3 The Bowser Fight Is Repeated Three Times
We get it Mario 64, you’re in 3D now. We know Bowser boss battles are a great way to show off your brand new dimension, but do you really have to repeat them over and over again?
It can’t be denied how satisfying it is grabbing Bowser by the tail, swinging him around, then flinging him into a conveniently placed bomb. But the problem is the fights never evolve the mechanic. Sure, the second time you face Bowser the stage tips up, and the third time Bowser butt-stomps the ground into the shape of a Power Star. But these changes are merely cosmetic – at the end of the day, you’re still fighting the same boss again three whole times. For a game famed for its variety, it’s surprising just how stale these encounters become.
2 Catching That Rabbit
Super Mario 64’s rubbish picking up mechanic strikes again. We seriously debated whether the rabbit is more annoying than the monkey, before finally decided he is due to him being just so much more in your face, bounding around the castle basement and rubbing it in how rubbish you are at moving around in 3D.

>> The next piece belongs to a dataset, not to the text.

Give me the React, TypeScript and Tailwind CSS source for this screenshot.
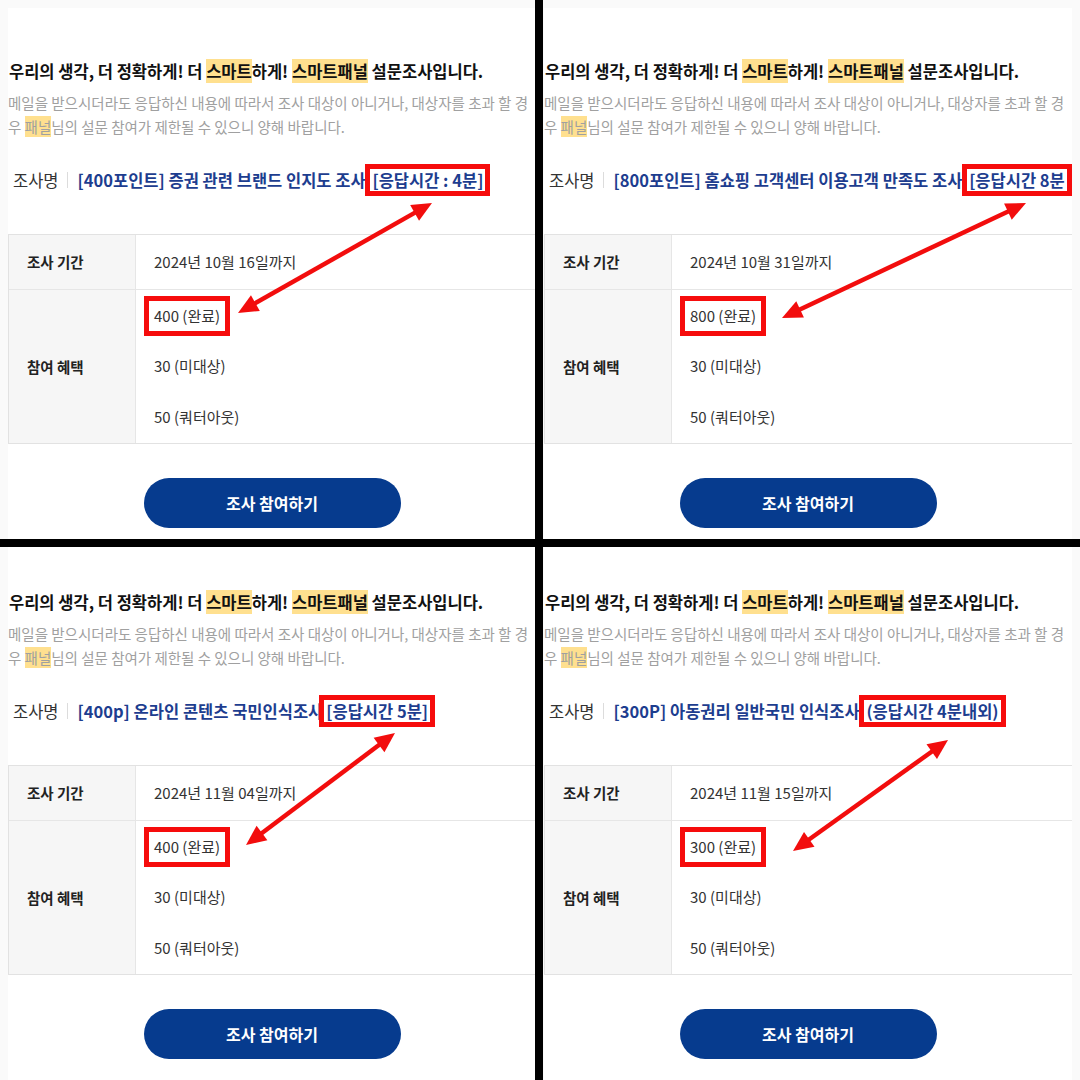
type PanelProps = {
  side: "left" | "right";
  top: number;
  title: string;
  boxed: string;
  date: string;
  points: string;
};

const KR = "font-['Noto_Sans_CJK_KR','Noto_Sans',sans-serif]";

function Panel({ side, top, title, boxed, date, points }: PanelProps) {
  return (
    <div className="relative overflow-hidden bg-[#fafafa]">
      <div
        className={
          (side === "left" ? "ml-[8px] " : "ml-[1px] ") +
          (top > 45 ? "mt-[8px] pt-[51px] " : "pt-[43px] ") +
          "w-[528px] h-full bg-white"
        }
      >
        <h2 className="pl-[1px] text-[16.5px] leading-[24px] font-bold text-[#111] whitespace-nowrap">
          우리의 생각, 더 정확하게! 더 <mark className="bg-[#ffe08f] text-[#111]">스마트</mark>하게!{" "}
          <mark className="bg-[#ffe08f] text-[#111]">스마트패널</mark> 설문조사입니다.
        </h2>
        <p className="mt-[8px] text-[14.5px] leading-[24px] text-[#a0a0a0] whitespace-nowrap">
          메일을 받으시더라도 응답하신 내용에 따라서 조사 대상이 아니거나, 대상자를 초과 할 경
          <br />우 <mark className="bg-[#ffe08f] text-[#a0a0a0]">패널</mark>님의 설문 참여가 제한될 수 있으니 양해 바랍니다.
        </p>

        <div className="mt-[26px] h-[30px] flex items-center pl-[5px] whitespace-nowrap">
          <span className="text-[16.5px] text-[#333]">조사명</span>
          <span className="ml-[8px] mr-[10px] w-px h-[16px] bg-[#dcdcdc]" />
          <span className="text-[16.5px] font-bold text-[#1d3d8f]">
            {title}
            <span className="inline-block leading-[24px] outline-[5px] outline-solid outline-[#f60c0c] outline-offset-[-1px] px-[3px]">
              {boxed}
            </span>
          </span>
        </div>

        <div className="mt-[39px] border border-r-0 border-[#e2e2e2] text-[15px] text-[#333]">
          <div className="flex h-[54px]">
            <div className="w-[127px] shrink-0 bg-[#f6f6f6] border-r border-[#e6e6e6] flex items-center pl-[18px] text-[14.5px] font-bold text-[#222]">
              조사 기간
            </div>
            <div className="flex items-center pl-[18px]">{date}</div>
          </div>
          <div className="flex border-t border-[#e6e6e6]">
            <div className="w-[127px] shrink-0 bg-[#f6f6f6] border-r border-[#e6e6e6] flex items-center pl-[18px] text-[14.5px] font-bold text-[#222]">
              참여 혜택
            </div>
            <div className="flex flex-col pl-[18px]">
              <div className="h-[51px] flex items-center">
                <span className="inline-block leading-[20px] outline-[5px] outline-solid outline-[#f60c0c] outline-offset-[5px]">
                  {points} (완료)
                </span>
              </div>
              <div className="h-[51px] flex items-center">30 (미대상)</div>
              <div className="h-[51px] flex items-center">50 (쿼터아웃)</div>
            </div>
          </div>
        </div>

        <div className="mt-[34px] flex justify-center">
          <button className="w-[257px] h-[50px] rounded-full bg-[#063b8e] text-white text-[16px] font-bold">
            조사 참여하기
          </button>
        </div>
      </div>
    </div>
  );
}

function Arrow({ x1, y1, x2, y2 }: { x1: number; y1: number; x2: number; y2: number }) {
  const dx = x2 - x1;
  const dy = y2 - y1;
  const len = Math.hypot(dx, dy);
  const ux = dx / len;
  const uy = dy / len;
  const L = 20;
  const W = 9;
  const head = (tx: number, ty: number, dir: number) => {
    const bx = tx - ux * L * dir;
    const by = ty - uy * L * dir;
    return `${tx},${ty} ${bx - uy * W},${by + ux * W} ${bx + uy * W},${by - ux * W}`;
  };
  return (
    <g fill="#f20d0d">
      <line
        x1={x1 + ux * (L - 2)}
        y1={y1 + uy * (L - 2)}
        x2={x2 - ux * (L - 2)}
        y2={y2 - uy * (L - 2)}
        stroke="#f20d0d"
        strokeWidth="4.5"
      />
      <polygon points={head(x1, y1, -1)} />
      <polygon points={head(x2, y2, 1)} />
    </g>
  );
}

export default function App() {
  return (
    <div className={"relative w-[1080px] h-[1080px] bg-black " + KR}>
      <div className="grid grid-cols-[535px_537px] grid-rows-[539px_533px] gap-[8px] h-full">
        <Panel
          side="left"
          top={51}
          title="[400포인트] 증권 관련 브랜드 인지도 조사 "
          boxed="[응답시간 : 4분]"
          date="2024년 10월 16일까지"
          points="400"
        />
        <Panel
          side="right"
          top={51}
          title="[800포인트] 홈쇼핑 고객센터 이용고객 만족도 조사 "
          boxed="[응답시간 8분"
          date="2024년 10월 31일까지"
          points="800"
        />
        <Panel
          side="left"
          top={43}
          title="[400p] 온라인 콘텐츠 국민인식조사"
          boxed="[응답시간 5분]"
          date="2024년 11월 04일까지"
          points="400"
        />
        <Panel
          side="right"
          top={43}
          title="[300P] 아동권리 일반국민 인식조사 "
          boxed="(응답시간 4분내외)"
          date="2024년 11월 15일까지"
          points="300"
        />
      </div>
      <svg className="absolute inset-0 pointer-events-none" width="1080" height="1080">
        <Arrow x1={238} y1={313} x2={432} y2={203} />
        <Arrow x1={782} y1={318} x2={1026} y2={203} />
        <Arrow x1={246} y1={845} x2={395} y2={733} />
        <Arrow x1={793} y1={851} x2={948} y2={740} />
      </svg>
    </div>
  );
}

It’s the same story as the monkey really. You run around diving after him and failing completely. In all likelihood, you’ll accidentally go through a door or jump through the wall into Shifting Sand Land. The rabbit does make an appearance in later Mario games where he is easier to catch, but this iteration of him is by far the worst.
1 Yoshi’s Prize
So you’ve sunk tens of hours into the game, catching rabbits and talking to every toad you can until you have finally collected 120 stars. After so much effort, you must be in for a pretty sweet reward, right?
Well, it starts off well enough. Shooting yourself out the cannon in the castle grounds is pretty cool, and meeting a blocky Yoshi camping on the castle roof is genuinely exciting. But does Yoshi give you a cool new item, or even let you ride him? Of course not. Instead, Yoshi gives you…lives. Granted, he gives you a lot of lives. But after you’ve 100 percented the game, it isn’t likely you’ll be using many of them. Yoshi’s only other gift is giving adding sparkles to you triple jump, purely so you can look as stupid as you feel. Bravo, Super Mario 64, Bravo.